Track down each line that has the word "styles" and copy it.

**DATA PROVIDED:**

________________

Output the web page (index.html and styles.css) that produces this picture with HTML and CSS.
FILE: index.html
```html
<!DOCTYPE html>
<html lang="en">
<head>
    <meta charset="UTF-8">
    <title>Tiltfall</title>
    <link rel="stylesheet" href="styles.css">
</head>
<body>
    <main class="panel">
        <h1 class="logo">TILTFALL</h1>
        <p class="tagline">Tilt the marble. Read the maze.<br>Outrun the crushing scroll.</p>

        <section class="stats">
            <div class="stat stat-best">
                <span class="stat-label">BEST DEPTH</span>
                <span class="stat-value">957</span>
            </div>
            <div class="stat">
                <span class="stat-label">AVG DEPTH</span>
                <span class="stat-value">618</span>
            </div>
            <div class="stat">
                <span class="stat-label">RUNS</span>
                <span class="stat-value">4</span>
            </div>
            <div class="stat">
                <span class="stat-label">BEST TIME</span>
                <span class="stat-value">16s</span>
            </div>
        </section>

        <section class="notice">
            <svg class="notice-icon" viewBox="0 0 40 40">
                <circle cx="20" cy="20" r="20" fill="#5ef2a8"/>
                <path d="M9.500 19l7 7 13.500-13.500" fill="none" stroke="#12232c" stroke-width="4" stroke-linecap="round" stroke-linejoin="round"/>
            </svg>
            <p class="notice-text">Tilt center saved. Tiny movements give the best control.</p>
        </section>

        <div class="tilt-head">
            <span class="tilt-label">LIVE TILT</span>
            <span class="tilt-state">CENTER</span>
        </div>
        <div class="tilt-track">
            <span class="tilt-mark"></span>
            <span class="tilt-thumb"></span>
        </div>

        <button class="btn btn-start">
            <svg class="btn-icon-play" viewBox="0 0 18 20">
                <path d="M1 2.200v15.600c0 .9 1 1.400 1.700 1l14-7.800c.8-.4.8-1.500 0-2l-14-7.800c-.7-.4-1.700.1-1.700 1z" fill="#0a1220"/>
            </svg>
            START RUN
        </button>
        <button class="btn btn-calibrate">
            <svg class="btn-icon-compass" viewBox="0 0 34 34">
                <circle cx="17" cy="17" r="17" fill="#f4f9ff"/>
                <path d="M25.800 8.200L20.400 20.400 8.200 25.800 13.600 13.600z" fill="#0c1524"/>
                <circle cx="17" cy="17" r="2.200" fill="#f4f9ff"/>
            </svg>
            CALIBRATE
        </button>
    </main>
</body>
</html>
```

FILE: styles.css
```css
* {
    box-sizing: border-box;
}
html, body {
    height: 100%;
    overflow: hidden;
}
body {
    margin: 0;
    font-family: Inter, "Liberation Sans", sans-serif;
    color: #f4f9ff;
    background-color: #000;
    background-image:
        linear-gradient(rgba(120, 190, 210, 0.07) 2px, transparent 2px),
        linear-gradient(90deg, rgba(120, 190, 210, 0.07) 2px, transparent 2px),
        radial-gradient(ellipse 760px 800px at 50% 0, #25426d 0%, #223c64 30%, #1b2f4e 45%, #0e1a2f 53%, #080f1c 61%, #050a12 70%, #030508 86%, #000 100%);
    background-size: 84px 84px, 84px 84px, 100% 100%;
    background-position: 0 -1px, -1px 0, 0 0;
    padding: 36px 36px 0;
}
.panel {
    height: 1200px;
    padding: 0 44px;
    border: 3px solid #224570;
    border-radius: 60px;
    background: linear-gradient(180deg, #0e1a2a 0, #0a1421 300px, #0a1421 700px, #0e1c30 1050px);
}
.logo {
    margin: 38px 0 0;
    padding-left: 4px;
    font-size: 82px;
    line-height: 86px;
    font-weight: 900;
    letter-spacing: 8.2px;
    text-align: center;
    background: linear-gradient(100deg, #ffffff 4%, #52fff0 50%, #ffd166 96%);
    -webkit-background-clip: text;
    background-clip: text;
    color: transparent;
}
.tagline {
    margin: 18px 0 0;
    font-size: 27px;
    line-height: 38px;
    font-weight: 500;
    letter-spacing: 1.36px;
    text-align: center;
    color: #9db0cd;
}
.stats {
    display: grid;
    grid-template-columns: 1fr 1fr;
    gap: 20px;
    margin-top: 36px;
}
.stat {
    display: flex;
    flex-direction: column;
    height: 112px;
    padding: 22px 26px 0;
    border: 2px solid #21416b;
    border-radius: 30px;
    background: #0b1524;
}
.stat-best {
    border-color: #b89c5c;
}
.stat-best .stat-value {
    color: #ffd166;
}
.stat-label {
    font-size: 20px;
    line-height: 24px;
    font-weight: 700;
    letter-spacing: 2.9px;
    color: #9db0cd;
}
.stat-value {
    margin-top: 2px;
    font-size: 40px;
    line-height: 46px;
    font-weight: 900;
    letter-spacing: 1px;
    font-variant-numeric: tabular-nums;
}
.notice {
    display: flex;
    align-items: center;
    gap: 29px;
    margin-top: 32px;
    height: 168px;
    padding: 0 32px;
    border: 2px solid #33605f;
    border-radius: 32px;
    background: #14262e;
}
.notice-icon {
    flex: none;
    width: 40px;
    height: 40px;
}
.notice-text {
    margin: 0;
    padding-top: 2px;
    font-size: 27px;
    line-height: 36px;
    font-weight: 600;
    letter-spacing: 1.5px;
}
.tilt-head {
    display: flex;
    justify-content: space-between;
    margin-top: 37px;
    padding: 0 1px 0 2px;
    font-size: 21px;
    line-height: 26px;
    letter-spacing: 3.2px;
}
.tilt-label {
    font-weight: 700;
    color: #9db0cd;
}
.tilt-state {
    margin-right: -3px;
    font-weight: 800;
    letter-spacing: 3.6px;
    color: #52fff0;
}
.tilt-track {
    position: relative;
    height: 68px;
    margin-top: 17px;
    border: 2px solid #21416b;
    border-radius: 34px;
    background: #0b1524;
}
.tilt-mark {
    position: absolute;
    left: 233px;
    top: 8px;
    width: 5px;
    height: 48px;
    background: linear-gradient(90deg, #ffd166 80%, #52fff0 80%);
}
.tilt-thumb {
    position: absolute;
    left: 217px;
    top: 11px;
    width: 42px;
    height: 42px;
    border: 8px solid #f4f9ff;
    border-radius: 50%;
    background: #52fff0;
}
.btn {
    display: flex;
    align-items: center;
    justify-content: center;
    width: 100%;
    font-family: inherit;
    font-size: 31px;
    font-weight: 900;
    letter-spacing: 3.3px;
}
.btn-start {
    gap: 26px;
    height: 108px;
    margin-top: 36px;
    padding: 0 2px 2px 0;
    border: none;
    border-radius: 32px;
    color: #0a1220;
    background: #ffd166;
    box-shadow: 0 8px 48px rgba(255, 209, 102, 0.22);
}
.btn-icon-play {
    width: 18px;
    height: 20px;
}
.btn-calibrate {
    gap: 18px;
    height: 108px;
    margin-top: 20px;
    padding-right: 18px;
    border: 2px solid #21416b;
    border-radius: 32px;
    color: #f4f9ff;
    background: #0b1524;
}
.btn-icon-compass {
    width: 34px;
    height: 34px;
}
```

________________

**ANSWER TO THE TASK:**
Output the web page (index.html and styles.css) that produces this picture with HTML and CSS.
    <link rel="stylesheet" href="styles.css">
FILE: styles.css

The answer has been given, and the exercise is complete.